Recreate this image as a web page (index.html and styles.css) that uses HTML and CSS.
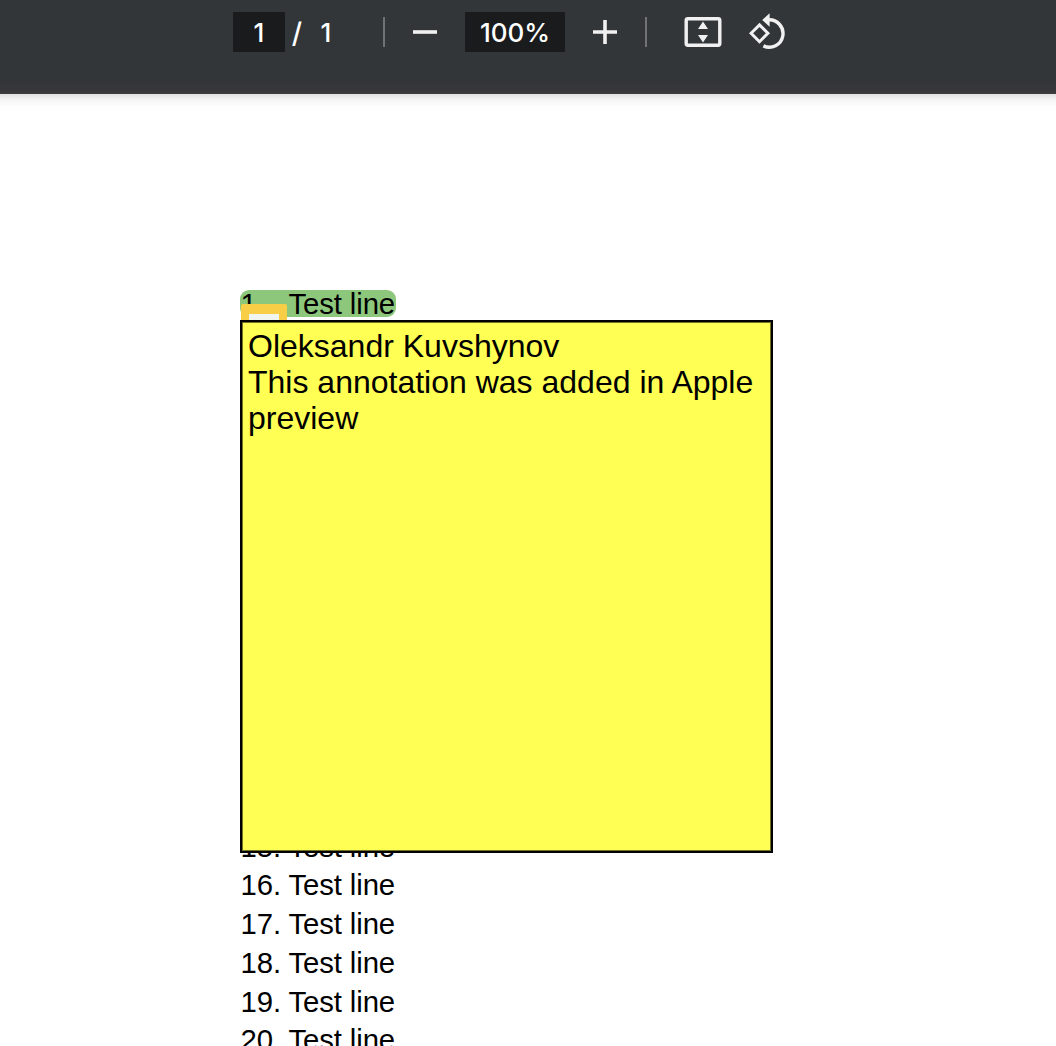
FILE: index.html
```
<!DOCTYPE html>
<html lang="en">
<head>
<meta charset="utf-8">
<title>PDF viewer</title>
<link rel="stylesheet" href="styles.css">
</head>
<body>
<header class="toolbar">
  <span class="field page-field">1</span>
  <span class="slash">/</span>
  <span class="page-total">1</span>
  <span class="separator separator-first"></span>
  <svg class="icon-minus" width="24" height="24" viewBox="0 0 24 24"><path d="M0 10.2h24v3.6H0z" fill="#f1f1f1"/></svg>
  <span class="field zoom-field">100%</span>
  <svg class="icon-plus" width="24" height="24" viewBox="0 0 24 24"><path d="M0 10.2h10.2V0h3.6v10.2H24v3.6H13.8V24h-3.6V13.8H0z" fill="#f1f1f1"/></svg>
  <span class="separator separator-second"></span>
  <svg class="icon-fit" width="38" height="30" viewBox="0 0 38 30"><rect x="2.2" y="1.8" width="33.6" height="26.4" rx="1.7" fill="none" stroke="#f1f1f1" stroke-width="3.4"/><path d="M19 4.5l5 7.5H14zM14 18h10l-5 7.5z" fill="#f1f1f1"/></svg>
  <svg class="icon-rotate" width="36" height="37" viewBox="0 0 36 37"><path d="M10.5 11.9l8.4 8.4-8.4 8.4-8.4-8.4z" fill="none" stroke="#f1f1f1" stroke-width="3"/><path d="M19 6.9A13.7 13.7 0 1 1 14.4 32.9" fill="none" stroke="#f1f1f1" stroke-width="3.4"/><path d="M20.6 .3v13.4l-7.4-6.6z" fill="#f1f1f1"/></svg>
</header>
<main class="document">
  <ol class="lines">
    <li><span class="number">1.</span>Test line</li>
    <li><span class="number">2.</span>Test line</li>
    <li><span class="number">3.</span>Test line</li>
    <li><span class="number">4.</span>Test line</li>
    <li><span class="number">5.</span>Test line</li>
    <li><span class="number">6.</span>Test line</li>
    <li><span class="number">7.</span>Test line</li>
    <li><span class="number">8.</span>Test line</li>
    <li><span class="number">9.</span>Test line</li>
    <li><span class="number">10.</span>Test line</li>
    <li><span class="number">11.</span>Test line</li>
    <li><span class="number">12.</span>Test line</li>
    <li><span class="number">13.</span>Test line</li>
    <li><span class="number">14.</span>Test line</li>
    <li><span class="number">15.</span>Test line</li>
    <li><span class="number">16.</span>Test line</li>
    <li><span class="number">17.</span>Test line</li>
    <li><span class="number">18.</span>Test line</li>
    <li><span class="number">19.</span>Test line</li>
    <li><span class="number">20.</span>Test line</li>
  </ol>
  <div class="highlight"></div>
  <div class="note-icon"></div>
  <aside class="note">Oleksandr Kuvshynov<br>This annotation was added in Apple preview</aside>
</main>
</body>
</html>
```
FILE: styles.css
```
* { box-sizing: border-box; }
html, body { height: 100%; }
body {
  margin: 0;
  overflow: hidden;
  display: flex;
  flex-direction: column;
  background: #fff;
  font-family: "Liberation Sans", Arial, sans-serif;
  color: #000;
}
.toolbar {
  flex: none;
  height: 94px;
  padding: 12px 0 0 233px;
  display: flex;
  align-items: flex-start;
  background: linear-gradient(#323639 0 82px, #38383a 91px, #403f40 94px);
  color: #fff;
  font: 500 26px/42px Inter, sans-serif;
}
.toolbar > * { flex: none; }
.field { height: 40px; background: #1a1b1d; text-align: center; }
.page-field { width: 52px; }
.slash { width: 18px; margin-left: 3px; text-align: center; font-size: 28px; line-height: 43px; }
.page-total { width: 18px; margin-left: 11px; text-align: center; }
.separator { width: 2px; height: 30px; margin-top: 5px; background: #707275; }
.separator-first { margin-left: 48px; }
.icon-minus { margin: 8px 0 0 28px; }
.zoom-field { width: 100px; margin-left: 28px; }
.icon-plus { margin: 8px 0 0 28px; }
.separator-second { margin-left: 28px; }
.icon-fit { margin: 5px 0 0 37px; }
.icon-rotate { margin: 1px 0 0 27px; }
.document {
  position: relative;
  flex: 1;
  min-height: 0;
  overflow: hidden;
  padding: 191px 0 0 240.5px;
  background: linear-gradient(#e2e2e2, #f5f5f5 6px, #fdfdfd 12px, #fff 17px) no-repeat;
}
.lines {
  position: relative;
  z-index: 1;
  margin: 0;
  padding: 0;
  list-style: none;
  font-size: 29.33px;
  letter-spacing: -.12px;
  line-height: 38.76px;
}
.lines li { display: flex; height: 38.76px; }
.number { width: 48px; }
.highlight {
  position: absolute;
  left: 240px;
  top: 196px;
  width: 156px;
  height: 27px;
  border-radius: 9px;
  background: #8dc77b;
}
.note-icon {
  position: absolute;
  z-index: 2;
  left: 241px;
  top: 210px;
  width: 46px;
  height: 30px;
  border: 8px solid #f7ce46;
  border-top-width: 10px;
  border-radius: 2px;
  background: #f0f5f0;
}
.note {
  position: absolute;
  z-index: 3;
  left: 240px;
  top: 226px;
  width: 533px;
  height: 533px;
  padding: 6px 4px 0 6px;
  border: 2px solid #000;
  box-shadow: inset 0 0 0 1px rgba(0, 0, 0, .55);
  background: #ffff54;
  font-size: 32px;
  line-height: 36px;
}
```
-----
Brief ->
Do not copy the pictures, but repeat every line exactly.

Answer to this task ->
Recreate this image as a web page (index.html and styles.css) that uses HTML and CSS.
FILE: index.html
```
<!DOCTYPE html>
<html lang="en">
<head>
<meta charset="utf-8">
<title>PDF viewer</title>
<link rel="stylesheet" href="styles.css">
</head>
<body>
<header class="toolbar">
  <span class="field page-field">1</span>
  <span class="slash">/</span>
  <span class="page-total">1</span>
  <span class="separator separator-first"></span>
  <svg class="icon-minus" width="24" height="24" viewBox="0 0 24 24"><path d="M0 10.2h24v3.6H0z" fill="#f1f1f1"/></svg>
  <span class="field zoom-field">100%</span>
  <svg class="icon-plus" width="24" height="24" viewBox="0 0 24 24"><path d="M0 10.2h10.2V0h3.6v10.2H24v3.6H13.8V24h-3.6V13.8H0z" fill="#f1f1f1"/></svg>
  <span class="separator separator-second"></span>
  <svg class="icon-fit" width="38" height="30" viewBox="0 0 38 30"><rect x="2.2" y="1.8" width="33.6" height="26.4" rx="1.7" fill="none" stroke="#f1f1f1" stroke-width="3.4"/><path d="M19 4.5l5 7.5H14zM14 18h10l-5 7.5z" fill="#f1f1f1"/></svg>
  <svg class="icon-rotate" width="36" height="37" viewBox="0 0 36 37"><path d="M10.5 11.9l8.4 8.4-8.4 8.4-8.4-8.4z" fill="none" stroke="#f1f1f1" stroke-width="3"/><path d="M19 6.9A13.7 13.7 0 1 1 14.4 32.9" fill="none" stroke="#f1f1f1" stroke-width="3.4"/><path d="M20.6 .3v13.4l-7.4-6.6z" fill="#f1f1f1"/></svg>
</header>
<main class="document">
  <ol class="lines">
    <li><span class="number">1.</span>Test line</li>
    <li><span class="number">2.</span>Test line</li>
    <li><span class="number">3.</span>Test line</li>
    <li><span class="number">4.</span>Test line</li>
    <li><span class="number">5.</span>Test line</li>
    <li><span class="number">6.</span>Test line</li>
    <li><span class="number">7.</span>Test line</li>
    <li><span class="number">8.</span>Test line</li>
    <li><span class="number">9.</span>Test line</li>
    <li><span class="number">10.</span>Test line</li>
    <li><span class="number">11.</span>Test line</li>
    <li><span class="number">12.</span>Test line</li>
    <li><span class="number">13.</span>Test line</li>
    <li><span class="number">14.</span>Test line</li>
    <li><span class="number">15.</span>Test line</li>
    <li><span class="number">16.</span>Test line</li>
    <li><span class="number">17.</span>Test line</li>
    <li><span class="number">18.</span>Test line</li>
    <li><span class="number">19.</span>Test line</li>
    <li><span class="number">20.</span>Test line</li>
  </ol>
  <div class="highlight"></div>
  <div class="note-icon"></div>
  <aside class="note">Oleksandr Kuvshynov<br>This annotation was added in Apple preview</aside>
</main>
</body>
</html>
```
FILE: styles.css
```
* { box-sizing: border-box; }
html, body { height: 100%; }
body {
  margin: 0;
  overflow: hidden;
  display: flex;
  flex-direction: column;
  background: #fff;
  font-family: "Liberation Sans", Arial, sans-serif;
  color: #000;
}
.toolbar {
  flex: none;
  height: 94px;
  padding: 12px 0 0 233px;
  display: flex;
  align-items: flex-start;
  background: linear-gradient(#323639 0 82px, #38383a 91px, #403f40 94px);
  color: #fff;
  font: 500 26px/42px Inter, sans-serif;
}
.toolbar > * { flex: none; }
.field { height: 40px; background: #1a1b1d; text-align: center; }
.page-field { width: 52px; }
.slash { width: 18px; margin-left: 3px; text-align: center; font-size: 28px; line-height: 43px; }
.page-total { width: 18px; margin-left: 11px; text-align: center; }
.separator { width: 2px; height: 30px; margin-top: 5px; background: #707275; }
.separator-first { margin-left: 48px; }
.icon-minus { margin: 8px 0 0 28px; }
.zoom-field { width: 100px; margin-left: 28px; }
.icon-plus { margin: 8px 0 0 28px; }
.separator-second { margin-left: 28px; }
.icon-fit { margin: 5px 0 0 37px; }
.icon-rotate { margin: 1px 0 0 27px; }
.document {
  position: relative;
  flex: 1;
  min-height: 0;
  overflow: hidden;
  padding: 191px 0 0 240.5px;
  background: linear-gradient(#e2e2e2, #f5f5f5 6px, #fdfdfd 12px, #fff 17px) no-repeat;
}
.lines {
  position: relative;
  z-index: 1;
  margin: 0;
  padding: 0;
  list-style: none;
  font-size: 29.33px;
  letter-spacing: -.12px;
  line-height: 38.76px;
}
.lines li { display: flex; height: 38.76px; }
.number { width: 48px; }
.highlight {
  position: absolute;
  left: 240px;
  top: 196px;
  width: 156px;
  height: 27px;
  border-radius: 9px;
  background: #8dc77b;
}
.note-icon {
  position: absolute;
  z-index: 2;
  left: 241px;
  top: 210px;
  width: 46px;
  height: 30px;
  border: 8px solid #f7ce46;
  border-top-width: 10px;
  border-radius: 2px;
  background: #f0f5f0;
}
.note {
  position: absolute;
  z-index: 3;
  left: 240px;
  top: 226px;
  width: 533px;
  height: 533px;
  padding: 6px 4px 0 6px;
  border: 2px solid #000;
  box-shadow: inset 0 0 0 1px rgba(0, 0, 0, .55);
  background: #ffff54;
  font-size: 32px;
  line-height: 36px;
}
```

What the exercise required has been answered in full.